INSTRUCTION:
Leaving the pictures aside, transcribe every line below exactly.

>> Begin EXTRACTED ENTRIES

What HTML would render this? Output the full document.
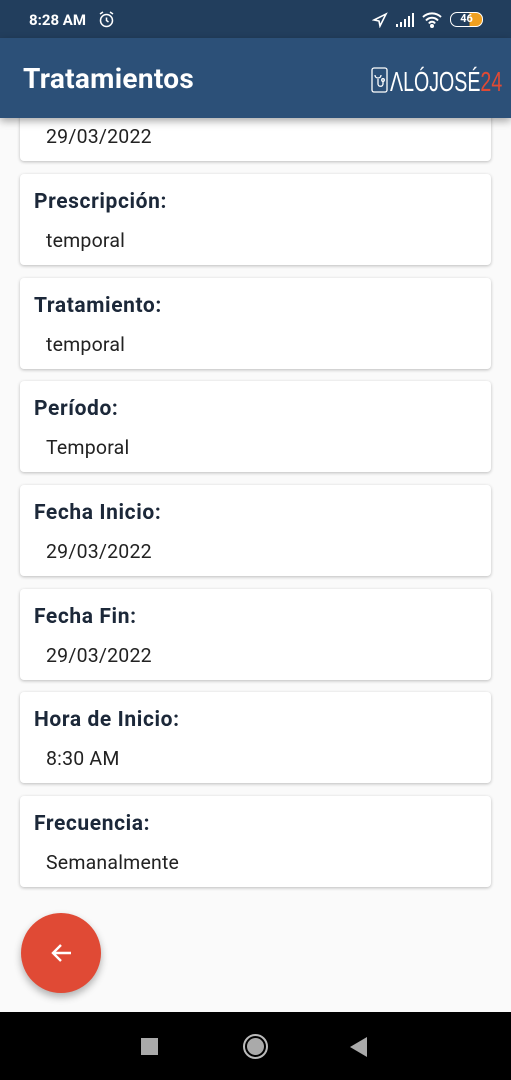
<!DOCTYPE html>
<html><head><meta charset="utf-8"><style>
*{margin:0;padding:0;box-sizing:border-box}
body{width:511px;height:1080px;background:#fafafa;font-family:"Roboto","Liberation Sans",sans-serif;position:relative;overflow:hidden}
.sb{position:absolute;top:0;left:0;width:511px;height:38px;background:#223e5d;color:#fff;font-size:15px;font-weight:bold}
.hd{position:absolute;top:38px;left:0;width:511px;height:80px;background:#2c5078;box-shadow:0 3px 8px rgba(0,0,0,.35);z-index:2}
.hd h1{position:absolute;left:23px;top:24px;color:#fff;font-size:28px;font-weight:bold;letter-spacing:0.3px}
.card{position:absolute;left:20px;width:471px;height:91px;background:#fff;border-radius:4px;box-shadow:0 1px 3px rgba(0,0,0,.25)}
.card .l{position:absolute;left:14px;top:16px;font-size:21px;font-weight:bold;color:#1c2839;letter-spacing:0.6px}
.card .v{position:absolute;left:26px;top:55px;font-size:19.5px;color:#222;letter-spacing:0.2px}
.fab{position:absolute;left:21px;top:913px;width:80px;height:80px;border-radius:50%;background:#e04a35;box-shadow:0 4px 8px rgba(0,0,0,.3)}
.nav{position:absolute;top:1012px;left:0;width:511px;height:68px;background:#000}
</style></head><body>
<div class="sb"><span style="position:absolute;left:29px;top:11px">8:28 AM</span>
<svg style="position:absolute;left:98px;top:11px" width="17" height="17" viewBox="0 0 17 17" fill="none" stroke="#fff" stroke-width="1.5"><circle cx="8.5" cy="9.5" r="6"/><path d="M8.5 6.5v3l2 1.5M2 3l3-2M15 3l-3-2"/></svg>
<svg style="position:absolute;left:372px;top:12px" width="16" height="16" viewBox="0 0 16 16" fill="none" stroke="#fff" stroke-width="1.6"><path d="M2 8l12-6-6 12-1-5z"/></svg>
<svg style="position:absolute;left:395px;top:12px" width="20" height="16" viewBox="0 0 20 16" fill="#fff"><rect x="1" y="12" width="2" height="3"/><rect x="5" y="10" width="2" height="5"/><rect x="9" y="7" width="2" height="8"/><rect x="13" y="4" width="2" height="11"/><rect x="17" y="1" width="2" height="14"/></svg>
<svg style="position:absolute;left:421px;top:11px" width="22" height="17" viewBox="0 0 22 17" fill="none" stroke="#fff" stroke-width="2"><path d="M2 6a13 13 0 0 1 18 0M5 9.5a8 8 0 0 1 12 0M8 12.5a3.5 3.5 0 0 1 6 0"/><circle cx="11" cy="15" r="1" fill="#fff"/></svg>
<div style="position:absolute;left:450px;top:12px;width:33px;height:15px;border:1.5px solid #fff;border-radius:7px;font-size:11px;line-height:12px;text-align:center;background:linear-gradient(90deg,transparent 60%,#f0a020 60%)">46</div>
</div>
<div class="hd"><h1>Tratamientos</h1>
<svg style="position:absolute;left:371px;top:29px" width="17" height="26" viewBox="0 0 17 26" fill="none" stroke="#fff" stroke-width="1.3"><rect x="1" y="1" width="15" height="24" rx="2"/><path d="M4 8c0 4 6 4 6 0M7 12v5c0 3 5 3 5 0v-3"/><circle cx="12" cy="13" r="1.3"/></svg>
<div style="position:absolute;left:390px;top:28px;font-size:28px;color:#fff;transform:scaleX(.7);transform-origin:left;font-family:'Liberation Sans Narrow','Liberation Sans',sans-serif;font-weight:300">ΛLÓJOSÉ<span style="color:#e04a35">24</span></div>
</div>
<div class="card" style="top:70px"><div class="v">29/03/2022</div></div>
<div class="card" style="top:174px"><div class="l">Prescripción:</div><div class="v">temporal</div></div>
<div class="card" style="top:278px"><div class="l">Tratamiento:</div><div class="v">temporal</div></div>
<div class="card" style="top:381px"><div class="l">Período:</div><div class="v">Temporal</div></div>
<div class="card" style="top:485px"><div class="l">Fecha Inicio:</div><div class="v">29/03/2022</div></div>
<div class="card" style="top:589px"><div class="l">Fecha Fin:</div><div class="v">29/03/2022</div></div>
<div class="card" style="top:692px"><div class="l">Hora de Inicio:</div><div class="v">8:30 AM</div></div>
<div class="card" style="top:796px"><div class="l">Frecuencia:</div><div class="v">Semanalmente</div></div>
<div class="fab"><svg style="position:absolute;left:28px;top:28px" width="24" height="24" viewBox="0 0 24 24" fill="none" stroke="#fff" stroke-width="2.4"><path d="M22 12H4M12 4l-8 8 8 8"/></svg></div>
<div class="nav">
<div style="position:absolute;left:141px;top:26px;width:17px;height:17px;background:#aaa"></div>
<div style="position:absolute;left:243px;top:22px;width:25px;height:25px;border-radius:50%;border:2px solid #bbb;padding:2px"><div style="width:100%;height:100%;border-radius:50%;background:#aaa"></div></div>
<svg style="position:absolute;left:350px;top:25px" width="18" height="20"><path d="M0 10L17 0V20z" fill="#aaa"/></svg>
</div>
</body></html>
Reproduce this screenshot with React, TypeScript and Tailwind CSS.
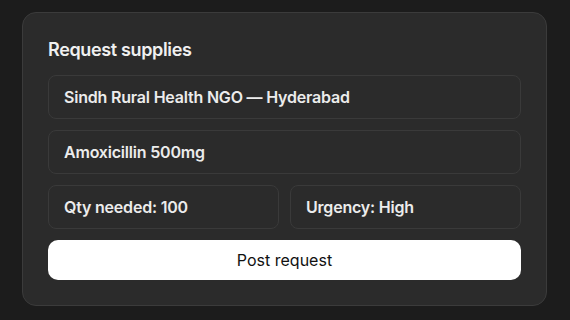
import React from "react";

function Field({ children, className = "" }: { children: React.ReactNode; className?: string }) {
  return (
    <div
      className={
        "h-[44px] flex items-center rounded-[8px] border border-[#3a3a3a] bg-[#2b2b2b] pl-[15px] text-[16px] font-semibold text-[#ececec] tracking-[-0.2px] " +
        className
      }
    >
      {children}
    </div>
  );
}

export default function App() {
  return (
    <div
      className="w-[570px] h-[320px] bg-[#1c1c1c] flex pl-[22px] pt-[12px]"
      style={{ fontFamily: "Inter, 'Noto Sans', sans-serif" }}
    >
      <div className="w-[525px] h-[294px] rounded-[14px] border border-[#3b3b3b] bg-[#2b2b2b] pl-[25px] pr-[25px] pt-[22px] flex flex-col">
        <div className="h-[28px] flex items-center text-[18px] font-semibold text-[#f0f0f0] tracking-[-0.35px]">
          Request supplies
        </div>
        <div className="mt-[12px] flex flex-col gap-[11px]">
          <Field>Sindh Rural Health NGO — Hyderabad</Field>
          <Field>Amoxicillin 500mg</Field>
          <div className="grid grid-cols-2 gap-[11px]">
            <Field>Qty needed: 100</Field>
            <Field>Urgency: High</Field>
          </div>
          <button className="h-[40px] rounded-[10px] bg-white text-[16px] text-[#111] font-normal">
            Post request
          </button>
        </div>
      </div>
    </div>
  );
}
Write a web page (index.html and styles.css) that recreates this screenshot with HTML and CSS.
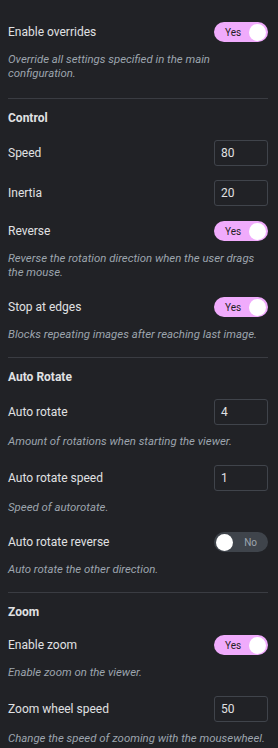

>> End EXTRACTED ENTRIES

OUTPUT BELOW:
What HTML would render this? Output the full document.
<!DOCTYPE html>
<html><head><meta charset="utf-8"><style>
*{margin:0;padding:0;box-sizing:border-box}
body{width:511px;height:1080px;background:#fafafa;font-family:"Roboto","Liberation Sans",sans-serif;position:relative;overflow:hidden}
.sb{position:absolute;top:0;left:0;width:511px;height:38px;background:#223e5d;color:#fff;font-size:15px;font-weight:bold}
.hd{position:absolute;top:38px;left:0;width:511px;height:80px;background:#2c5078;box-shadow:0 3px 8px rgba(0,0,0,.35);z-index:2}
.hd h1{position:absolute;left:23px;top:24px;color:#fff;font-size:28px;font-weight:bold;letter-spacing:0.3px}
.card{position:absolute;left:20px;width:471px;height:91px;background:#fff;border-radius:4px;box-shadow:0 1px 3px rgba(0,0,0,.25)}
.card .l{position:absolute;left:14px;top:16px;font-size:21px;font-weight:bold;color:#1c2839;letter-spacing:0.6px}
.card .v{position:absolute;left:26px;top:55px;font-size:19.5px;color:#222;letter-spacing:0.2px}
.fab{position:absolute;left:21px;top:913px;width:80px;height:80px;border-radius:50%;background:#e04a35;box-shadow:0 4px 8px rgba(0,0,0,.3)}
.nav{position:absolute;top:1012px;left:0;width:511px;height:68px;background:#000}
</style></head><body>
<div class="sb"><span style="position:absolute;left:29px;top:11px">8:28 AM</span>
<svg style="position:absolute;left:98px;top:11px" width="17" height="17" viewBox="0 0 17 17" fill="none" stroke="#fff" stroke-width="1.5"><circle cx="8.5" cy="9.5" r="6"/><path d="M8.5 6.5v3l2 1.5M2 3l3-2M15 3l-3-2"/></svg>
<svg style="position:absolute;left:372px;top:12px" width="16" height="16" viewBox="0 0 16 16" fill="none" stroke="#fff" stroke-width="1.6"><path d="M2 8l12-6-6 12-1-5z"/></svg>
<svg style="position:absolute;left:395px;top:12px" width="20" height="16" viewBox="0 0 20 16" fill="#fff"><rect x="1" y="12" width="2" height="3"/><rect x="5" y="10" width="2" height="5"/><rect x="9" y="7" width="2" height="8"/><rect x="13" y="4" width="2" height="11"/><rect x="17" y="1" width="2" height="14"/></svg>
<svg style="position:absolute;left:421px;top:11px" width="22" height="17" viewBox="0 0 22 17" fill="none" stroke="#fff" stroke-width="2"><path d="M2 6a13 13 0 0 1 18 0M5 9.5a8 8 0 0 1 12 0M8 12.5a3.5 3.5 0 0 1 6 0"/><circle cx="11" cy="15" r="1" fill="#fff"/></svg>
<div style="position:absolute;left:450px;top:12px;width:33px;height:15px;border:1.5px solid #fff;border-radius:7px;font-size:11px;line-height:12px;text-align:center;background:linear-gradient(90deg,transparent 60%,#f0a020 60%)">46</div>
</div>
<div class="hd"><h1>Tratamientos</h1>
<svg style="position:absolute;left:371px;top:29px" width="17" height="26" viewBox="0 0 17 26" fill="none" stroke="#fff" stroke-width="1.3"><rect x="1" y="1" width="15" height="24" rx="2"/><path d="M4 8c0 4 6 4 6 0M7 12v5c0 3 5 3 5 0v-3"/><circle cx="12" cy="13" r="1.3"/></svg>
<div style="position:absolute;left:390px;top:28px;font-size:28px;color:#fff;transform:scaleX(.7);transform-origin:left;font-family:'Liberation Sans Narrow','Liberation Sans',sans-serif;font-weight:300">ΛLÓJOSÉ<span style="color:#e04a35">24</span></div>
</div>
<div class="card" style="top:70px"><div class="v">29/03/2022</div></div>
<div class="card" style="top:174px"><div class="l">Prescripción:</div><div class="v">temporal</div></div>
<div class="card" style="top:278px"><div class="l">Tratamiento:</div><div class="v">temporal</div></div>
<div class="card" style="top:381px"><div class="l">Período:</div><div class="v">Temporal</div></div>
<div class="card" style="top:485px"><div class="l">Fecha Inicio:</div><div class="v">29/03/2022</div></div>
<div class="card" style="top:589px"><div class="l">Fecha Fin:</div><div class="v">29/03/2022</div></div>
<div class="card" style="top:692px"><div class="l">Hora de Inicio:</div><div class="v">8:30 AM</div></div>
<div class="card" style="top:796px"><div class="l">Frecuencia:</div><div class="v">Semanalmente</div></div>
<div class="fab"><svg style="position:absolute;left:28px;top:28px" width="24" height="24" viewBox="0 0 24 24" fill="none" stroke="#fff" stroke-width="2.4"><path d="M22 12H4M12 4l-8 8 8 8"/></svg></div>
<div class="nav">
<div style="position:absolute;left:141px;top:26px;width:17px;height:17px;background:#aaa"></div>
<div style="position:absolute;left:243px;top:22px;width:25px;height:25px;border-radius:50%;border:2px solid #bbb;padding:2px"><div style="width:100%;height:100%;border-radius:50%;background:#aaa"></div></div>
<svg style="position:absolute;left:350px;top:25px" width="18" height="20"><path d="M0 10L17 0V20z" fill="#aaa"/></svg>
</div>
</body></html>
Reproduce this screenshot with React, TypeScript and Tailwind CSS.
import React from "react";

function Field({ children, className = "" }: { children: React.ReactNode; className?: string }) {
  return (
    <div
      className={
        "h-[44px] flex items-center rounded-[8px] border border-[#3a3a3a] bg-[#2b2b2b] pl-[15px] text-[16px] font-semibold text-[#ececec] tracking-[-0.2px] " +
        className
      }
    >
      {children}
    </div>
  );
}

export default function App() {
  return (
    <div
      className="w-[570px] h-[320px] bg-[#1c1c1c] flex pl-[22px] pt-[12px]"
      style={{ fontFamily: "Inter, 'Noto Sans', sans-serif" }}
    >
      <div className="w-[525px] h-[294px] rounded-[14px] border border-[#3b3b3b] bg-[#2b2b2b] pl-[25px] pr-[25px] pt-[22px] flex flex-col">
        <div className="h-[28px] flex items-center text-[18px] font-semibold text-[#f0f0f0] tracking-[-0.35px]">
          Request supplies
        </div>
        <div className="mt-[12px] flex flex-col gap-[11px]">
          <Field>Sindh Rural Health NGO — Hyderabad</Field>
          <Field>Amoxicillin 500mg</Field>
          <div className="grid grid-cols-2 gap-[11px]">
            <Field>Qty needed: 100</Field>
            <Field>Urgency: High</Field>
          </div>
          <button className="h-[40px] rounded-[10px] bg-white text-[16px] text-[#111] font-normal">
            Post request
          </button>
        </div>
      </div>
    </div>
  );
}
Write a web page (index.html and styles.css) that recreates this screenshot with HTML and CSS.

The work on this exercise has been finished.